> **What the task asks**:
All of the listing below must be repeated word for word. Pictures are the only thing to omit.

> **Provided material**:
########################################

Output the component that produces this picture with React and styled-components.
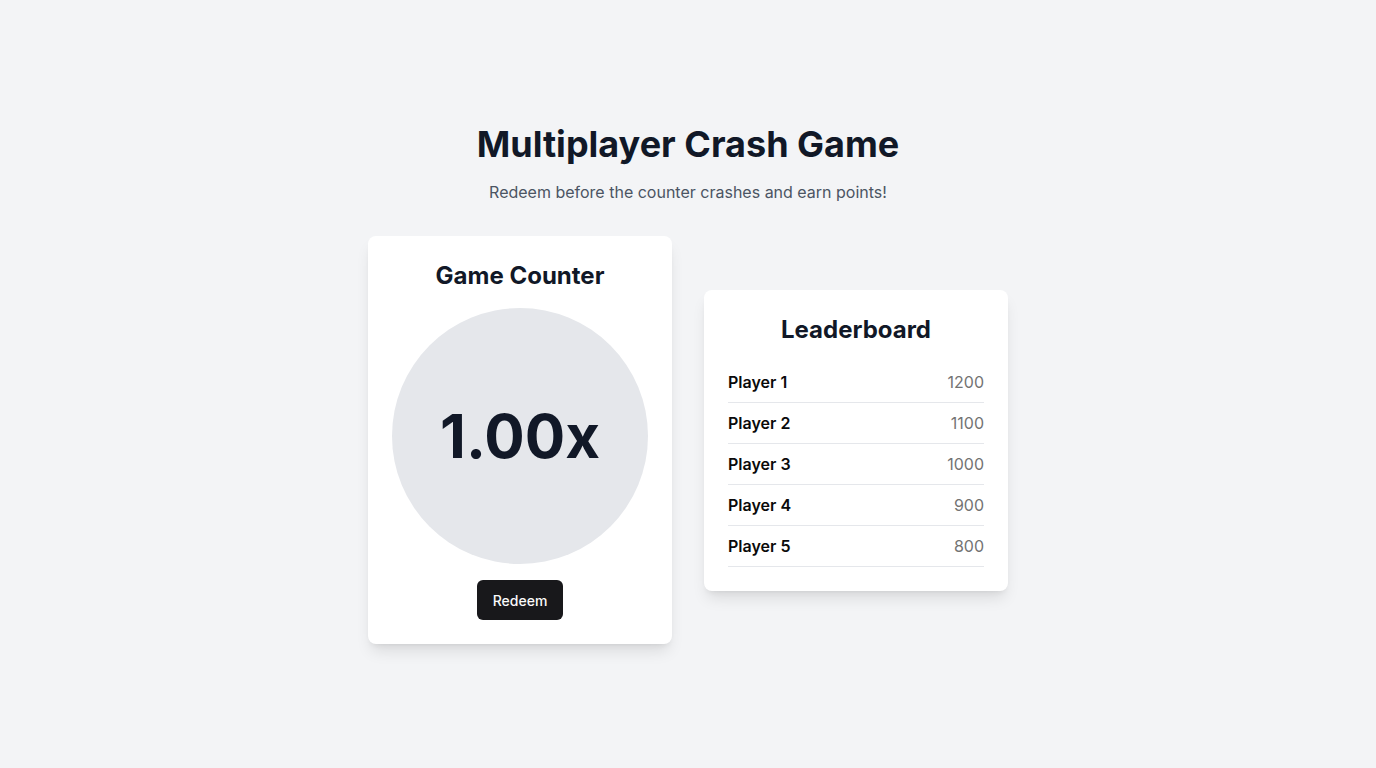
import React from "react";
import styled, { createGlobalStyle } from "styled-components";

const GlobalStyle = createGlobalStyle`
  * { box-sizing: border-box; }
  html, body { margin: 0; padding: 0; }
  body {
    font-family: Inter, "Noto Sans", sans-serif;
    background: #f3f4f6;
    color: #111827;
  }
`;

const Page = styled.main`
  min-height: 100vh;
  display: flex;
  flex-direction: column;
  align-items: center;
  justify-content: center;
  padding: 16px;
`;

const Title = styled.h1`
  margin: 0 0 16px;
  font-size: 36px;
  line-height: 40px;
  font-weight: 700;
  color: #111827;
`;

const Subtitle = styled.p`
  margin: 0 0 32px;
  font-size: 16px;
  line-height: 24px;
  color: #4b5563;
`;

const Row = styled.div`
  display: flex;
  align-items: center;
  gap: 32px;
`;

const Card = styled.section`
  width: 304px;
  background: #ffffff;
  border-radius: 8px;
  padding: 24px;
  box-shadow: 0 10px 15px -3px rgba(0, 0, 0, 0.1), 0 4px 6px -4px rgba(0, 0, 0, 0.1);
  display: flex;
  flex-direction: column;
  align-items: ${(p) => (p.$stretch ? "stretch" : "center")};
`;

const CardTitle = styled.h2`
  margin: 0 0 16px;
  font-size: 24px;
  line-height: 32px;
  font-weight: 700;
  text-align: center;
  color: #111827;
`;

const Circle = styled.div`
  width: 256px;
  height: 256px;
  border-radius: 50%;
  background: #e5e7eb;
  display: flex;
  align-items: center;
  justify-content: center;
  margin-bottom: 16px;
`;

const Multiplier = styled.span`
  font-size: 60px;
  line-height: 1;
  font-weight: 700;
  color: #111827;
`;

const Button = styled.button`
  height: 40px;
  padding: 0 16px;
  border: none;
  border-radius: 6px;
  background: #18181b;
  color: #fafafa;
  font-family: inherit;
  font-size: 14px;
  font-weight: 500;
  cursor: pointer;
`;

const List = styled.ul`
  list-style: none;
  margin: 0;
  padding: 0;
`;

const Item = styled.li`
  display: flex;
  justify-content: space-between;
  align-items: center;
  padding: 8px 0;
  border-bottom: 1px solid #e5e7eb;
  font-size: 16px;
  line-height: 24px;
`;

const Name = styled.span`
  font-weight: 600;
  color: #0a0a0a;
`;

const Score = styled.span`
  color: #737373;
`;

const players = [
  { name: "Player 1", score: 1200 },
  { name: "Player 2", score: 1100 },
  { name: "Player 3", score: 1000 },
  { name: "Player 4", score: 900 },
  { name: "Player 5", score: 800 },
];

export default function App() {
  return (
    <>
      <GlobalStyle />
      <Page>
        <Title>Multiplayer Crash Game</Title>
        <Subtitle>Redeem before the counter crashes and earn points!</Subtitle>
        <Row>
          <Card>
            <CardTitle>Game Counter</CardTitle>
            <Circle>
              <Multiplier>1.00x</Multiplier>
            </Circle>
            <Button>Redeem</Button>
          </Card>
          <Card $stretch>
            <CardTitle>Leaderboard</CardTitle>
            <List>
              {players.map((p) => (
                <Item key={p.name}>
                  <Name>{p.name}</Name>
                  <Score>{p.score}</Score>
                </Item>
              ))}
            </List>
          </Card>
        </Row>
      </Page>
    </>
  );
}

########################################

> **Exercise solution**:
Output the component that produces this picture with React and styled-components.
import React from "react";
import styled, { createGlobalStyle } from "styled-components";

const GlobalStyle = createGlobalStyle`
  * { box-sizing: border-box; }
  html, body { margin: 0; padding: 0; }
  body {
    font-family: Inter, "Noto Sans", sans-serif;
    background: #f3f4f6;
    color: #111827;
  }
`;

const Page = styled.main`
  min-height: 100vh;
  display: flex;
  flex-direction: column;
  align-items: center;
  justify-content: center;
  padding: 16px;
`;

const Title = styled.h1`
  margin: 0 0 16px;
  font-size: 36px;
  line-height: 40px;
  font-weight: 700;
  color: #111827;
`;

const Subtitle = styled.p`
  margin: 0 0 32px;
  font-size: 16px;
  line-height: 24px;
  color: #4b5563;
`;

const Row = styled.div`
  display: flex;
  align-items: center;
  gap: 32px;
`;

const Card = styled.section`
  width: 304px;
  background: #ffffff;
  border-radius: 8px;
  padding: 24px;
  box-shadow: 0 10px 15px -3px rgba(0, 0, 0, 0.1), 0 4px 6px -4px rgba(0, 0, 0, 0.1);
  display: flex;
  flex-direction: column;
  align-items: ${(p) => (p.$stretch ? "stretch" : "center")};
`;

const CardTitle = styled.h2`
  margin: 0 0 16px;
  font-size: 24px;
  line-height: 32px;
  font-weight: 700;
  text-align: center;
  color: #111827;
`;

const Circle = styled.div`
  width: 256px;
  height: 256px;
  border-radius: 50%;
  background: #e5e7eb;
  display: flex;
  align-items: center;
  justify-content: center;
  margin-bottom: 16px;
`;

const Multiplier = styled.span`
  font-size: 60px;
  line-height: 1;
  font-weight: 700;
  color: #111827;
`;

const Button = styled.button`
  height: 40px;
  padding: 0 16px;
  border: none;
  border-radius: 6px;
  background: #18181b;
  color: #fafafa;
  font-family: inherit;
  font-size: 14px;
  font-weight: 500;
  cursor: pointer;
`;

const List = styled.ul`
  list-style: none;
  margin: 0;
  padding: 0;
`;

const Item = styled.li`
  display: flex;
  justify-content: space-between;
  align-items: center;
  padding: 8px 0;
  border-bottom: 1px solid #e5e7eb;
  font-size: 16px;
  line-height: 24px;
`;

const Name = styled.span`
  font-weight: 600;
  color: #0a0a0a;
`;

const Score = styled.span`
  color: #737373;
`;

const players = [
  { name: "Player 1", score: 1200 },
  { name: "Player 2", score: 1100 },
  { name: "Player 3", score: 1000 },
  { name: "Player 4", score: 900 },
  { name: "Player 5", score: 800 },
];

export default function App() {
  return (
    <>
      <GlobalStyle />
      <Page>
        <Title>Multiplayer Crash Game</Title>
        <Subtitle>Redeem before the counter crashes and earn points!</Subtitle>
        <Row>
          <Card>
            <CardTitle>Game Counter</CardTitle>
            <Circle>
              <Multiplier>1.00x</Multiplier>
            </Circle>
            <Button>Redeem</Button>
          </Card>
          <Card $stretch>
            <CardTitle>Leaderboard</CardTitle>
            <List>
              {players.map((p) => (
                <Item key={p.name}>
                  <Name>{p.name}</Name>
                  <Score>{p.score}</Score>
                </Item>
              ))}
            </List>
          </Card>
        </Row>
      </Page>
    </>
  );
}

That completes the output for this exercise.